Before I headed south, I spent a week in Venice by myself.
I loved it.
For $8 a night, I rented a single room in an Italian’s family upstairs apartment. I spent my time visiting St. Mark’s Cathedral, walking around the narrow winding streets, and eating incredible Italian ice cream. I stopped at all of the little bridges over the canals which criss-crossed the city and leaned over the rails to watch couples and families ride on gondolas navigating below me.
I took a few photos (above and right) which have been in an old photo album for the last three decades.
I have lasting images and feelings from my experiences in Venice. I felt at ease in this incredibly tranquil city, especially in the evenings when I would sit in the plazas drinking wine or espresso and wonder what my future would bring.
Now 34 years later, I am looking at the photo (below) in the New York Times’ article of a massive cruise ship looming over Venice. (I took the photo at top when I returned to Venice after four decades). What a stark contrast to my fond memories of the quiet and quaint city with the gondola drivers pushing their poles along the little canals.
Are those monster cruise ships really sailing by the Riva dei Sette Martiri, a quay near St. Mark’s Square?
There seems something disrespectful about arriving in Venice aboard a cruise ship taller and wider than anything that could have been imagined when the city was built 500 years ago.

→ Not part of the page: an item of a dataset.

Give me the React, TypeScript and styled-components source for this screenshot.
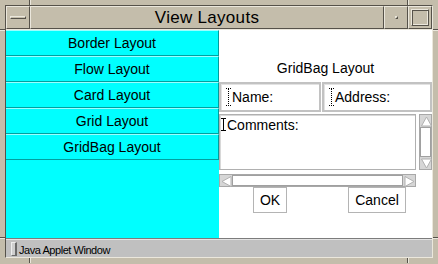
import React from "react";
import styled, { createGlobalStyle } from "styled-components";

const BEIGE = "#c4bdab";
const DARK = "#56524a";
const LIGHT = "#ebe7dc";

const Global = createGlobalStyle`
  html, body { margin: 0; padding: 0; background: ${BEIGE}; }
  body { width: 438px; height: 264px; overflow: hidden; font-family: "Liberation Sans", Arial, sans-serif; }
  * { box-sizing: border-box; }
`;

const Frame = styled.div`
  position: relative;
  width: 438px;
  height: 264px;
  background: ${BEIGE};
  padding: 5px 5px 6px 5px;
`;

const Notch = styled.div<{ $v?: boolean }>`
  position: absolute;
  ${(p) =>
    p.$v
      ? `width: 2px; height: 5px; border-left: 1px solid ${DARK}; border-right: 1px solid ${LIGHT};`
      : `width: 5px; height: 2px; border-top: 1px solid ${DARK}; border-bottom: 1px solid ${LIGHT};`}
`;

const Inner = styled.div`
  width: 100%;
  height: 100%;
  border-top: 1px solid ${DARK};
  border-left: 1px solid ${DARK};
  border-right: 1px solid ${LIGHT};
  border-bottom: 1px solid ${LIGHT};
  display: flex;
  flex-direction: column;
`;

const TitleBar = styled.div`
  height: 24px;
  display: flex;
  border-bottom: 1px solid ${LIGHT};
  flex: none;
`;

const TitleSection = styled.div<{ $w?: number }>`
  ${(p) => (p.$w ? `width: ${p.$w}px; flex: none;` : "flex: 1;")}
  height: 23px;
  background: ${BEIGE};
  border-top: 1px solid ${LIGHT};
  border-left: 1px solid ${LIGHT};
  border-right: 1px solid ${DARK};
  border-bottom: 1px solid ${DARK};
  display: flex;
  align-items: center;
  justify-content: center;
`;

const TitleText = styled.span`
  font-size: 17px;
  letter-spacing: 0.3px;
  color: #000;
  line-height: 20px;
  padding-top: 1px;
`;

const Dash = styled.div`
  width: 16px;
  height: 3px;
  background: ${BEIGE};
  border-top: 1px solid ${LIGHT};
  border-left: 1px solid ${LIGHT};
  border-right: 1px solid ${DARK};
  border-bottom: 1px solid ${DARK};
`;

const Dot = styled.div`
  width: 3px;
  height: 3px;
  border-top: 1px solid ${LIGHT};
  border-left: 1px solid ${LIGHT};
  border-right: 1px solid ${DARK};
  border-bottom: 1px solid ${DARK};
`;

const MaxBox = styled.div`
  width: 18px;
  height: 17px;
  border-top: 1px solid ${LIGHT};
  border-left: 1px solid ${LIGHT};
  border-right: 1px solid ${DARK};
  border-bottom: 1px solid ${DARK};
  box-shadow: inset 1px 1px 0 ${DARK}, inset -1px -1px 0 ${LIGHT};
`;

const Main = styled.div`
  height: 208px;
  display: flex;
  flex: none;
`;

const LeftPanel = styled.div`
  width: 213px;
  background: #00ffff;
  display: flex;
  flex-direction: column;
`;

const NavButton = styled.div`
  height: 26px;
  border-bottom: 1px solid #00a0a0;
  border-right: 1px solid #009c9c;
  border-top: 1px solid #9affff;
  display: flex;
  align-items: center;
  justify-content: center;
  font-size: 14px;
  color: #000;
`;

const RightPanel = styled.div`
  flex: 1;
  background: #fff;
  display: grid;
  grid-template-columns: 102px 1px 94px 16px;
  grid-template-rows: 52px 32px 60px 13px 26px;
  align-content: start;
`;

const PanelLabel = styled.div`
  grid-column: 1 / 5;
  align-self: end;
  margin-bottom: 6px;
  text-align: center;
  font-size: 14px;
  line-height: 16px;
  color: #000;
`;

const Field = styled.div<{ $col: string }>`
  grid-column: ${(p) => p.$col};
  height: 30px;
  border: 2px solid #c2c2c2;
  box-shadow: inset 1px 1px 0 #e2e2e2;
  display: flex;
  align-items: center;
  padding-left: 5px;
  gap: 1px;
  font-size: 14px;
  color: #000;
`;

const TextArea = styled.div`
  grid-column: 1 / 4;
  height: 56px;
  border: 1px solid #b0b0b0;
  box-shadow: inset 1px 1px 0 #d8d8d8;
  display: flex;
  align-items: flex-start;
  padding: 3px 0 0 1px;
  gap: 1px;
  font-size: 14px;
  line-height: 15px;
  color: #000;
`;

const VScroll = styled.div`
  grid-column: 4;
  margin-left: 3px;
  height: 56px;
  border: 1px solid #a8a8a8;
  background: #d6d6d6;
  display: flex;
  flex-direction: column;
`;

const HScroll = styled.div`
  grid-column: 1 / 4;
  height: 13px;
  border: 1px solid #a8a8a8;
  background: #d6d6d6;
  display: flex;
`;

const ArrowCell = styled.div`
  width: 12px;
  height: 12px;
  flex: none;
  display: flex;
  align-items: center;
  justify-content: center;
`;

const Track = styled.div`
  flex: 1;
  background: #fff;
  border: 1px solid #a0a0a0;
`;

const PushButton = styled.div<{ $col: string }>`
  grid-column: ${(p) => p.$col};
  justify-self: center;
  height: 26px;
  padding: 0 6px;
  border: 1px solid #b4b4b4;
  background: #fff;
  display: flex;
  align-items: center;
  justify-content: center;
  font-size: 14px;
  color: #000;
`;

const StatusBar = styled.div`
  flex: 1;
  background: #c0c0c0;
  border-top: 1px solid #7c7c7c;
  box-shadow: inset 0 1px 0 #e4e4e4;
  display: flex;
  align-items: center;
  padding: 2px 0 0 5px;
  gap: 2px;
`;

const Indicator = styled.div`
  width: 6px;
  height: 14px;
  background: #cfcfcf;
  border-top: 1px solid #eeeeee;
  border-left: 1px solid #eeeeee;
  border-right: 2px solid #6a6a6a;
  border-bottom: 1px solid #6a6a6a;
`;

const StatusText = styled.span`
  font-size: 11px;
  letter-spacing: -0.45px;
  color: #000;
  padding-top: 1px;
`;

const Cursor = ({ dotted, h }: { dotted?: boolean; h: number }) => (
  <svg width="5" height={h} viewBox={`0 0 5 ${h}`} style={{ flex: "none" }}>
    <line x1="0" y1="0.5" x2="5" y2="0.5" stroke="#000" strokeDasharray={dotted ? "1 1" : undefined} />
    <line x1="0" y1={h - 0.5} x2="5" y2={h - 0.5} stroke="#000" strokeDasharray={dotted ? "1 1" : undefined} />
    <line x1="2.5" y1="1" x2="2.5" y2={h - 1} stroke="#000" strokeDasharray={dotted ? "1 1" : undefined} />
  </svg>
);

type Dir = "up" | "down" | "left" | "right";
const Arrow = ({ dir }: { dir: Dir }) => {
  const pts: Record<Dir, string> = {
    up: "5.5,1 10.5,10 0.5,10",
    down: "0.5,1 10.5,1 5.5,10",
    left: "1,5.5 10,0.5 10,10.5",
    right: "1,0.5 10,5.5 1,10.5",
  };
  return (
    <svg width="11" height="11" viewBox="0 0 11 11">
      <polygon points={pts[dir]} fill="#ffffff" stroke="#b0b0b0" strokeWidth="1" />
    </svg>
  );
};

export default function App() {
  const items = ["Border Layout", "Flow Layout", "Card Layout", "Grid Layout", "GridBag Layout"];
  return (
    <>
      <Global />
      <Frame>
        <Notch $v style={{ left: 29, top: 0 }} />
        <Notch $v style={{ left: 407, top: 0 }} />
        <Notch $v style={{ left: 29, top: 258 }} />
        <Notch $v style={{ left: 407, top: 258 }} />
        <Notch style={{ left: 0, top: 29 }} />
        <Notch style={{ left: 0, top: 237 }} />
        <Notch style={{ left: 433, top: 29 }} />
        <Notch style={{ left: 433, top: 237 }} />
        <Inner>
          <TitleBar>
            <TitleSection $w={24}>
              <Dash />
            </TitleSection>
            <TitleSection>
              <TitleText>View Layouts</TitleText>
            </TitleSection>
            <TitleSection $w={24}>
              <Dot />
            </TitleSection>
            <TitleSection $w={24}>
              <MaxBox />
            </TitleSection>
          </TitleBar>
          <Main>
            <LeftPanel>
              {items.map((t) => (
                <NavButton key={t}>{t}</NavButton>
              ))}
            </LeftPanel>
            <RightPanel>
              <PanelLabel>GridBag Layout</PanelLabel>
              <Field $col="1">
                <Cursor dotted h={18} />
                <span>Name:</span>
              </Field>
              <Field $col="3 / 5">
                <Cursor dotted h={18} />
                <span>Address:</span>
              </Field>
              <TextArea>
                <Cursor h={13} />
                <span>Comments:</span>
              </TextArea>
              <VScroll>
                <ArrowCell>
                  <Arrow dir="up" />
                </ArrowCell>
                <Track />
                <ArrowCell>
                  <Arrow dir="down" />
                </ArrowCell>
              </VScroll>
              <HScroll>
                <ArrowCell>
                  <Arrow dir="left" />
                </ArrowCell>
                <Track />
                <ArrowCell>
                  <Arrow dir="right" />
                </ArrowCell>
              </HScroll>
              <PushButton $col="1">OK</PushButton>
              <PushButton $col="3 / 5">Cancel</PushButton>
            </RightPanel>
          </Main>
          <StatusBar>
            <Indicator />
            <StatusText>Java Applet Window</StatusText>
          </StatusBar>
        </Inner>
      </Frame>
    </>
  );
}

What happened to the tranquility of the beautiful, delicately scaled maze of canals and plazas where the poets, artists and travelers inter-mingled in the uniqueness of this old city? Are the mega cruise ships and their one and one-half million cruise tourists ruining the charm of Venice? Has the world forever changed, leaving only the memories from my youth?
September 30, 2016 Update: Forbes: Venice Is Fed Up With Cruise Ships And Angry Protesters Are Blocking Them
August 2, 2017 Update: New York Times Venice, Invaded by Tourists, Risks Becoming ‘Disneyland on the Sea’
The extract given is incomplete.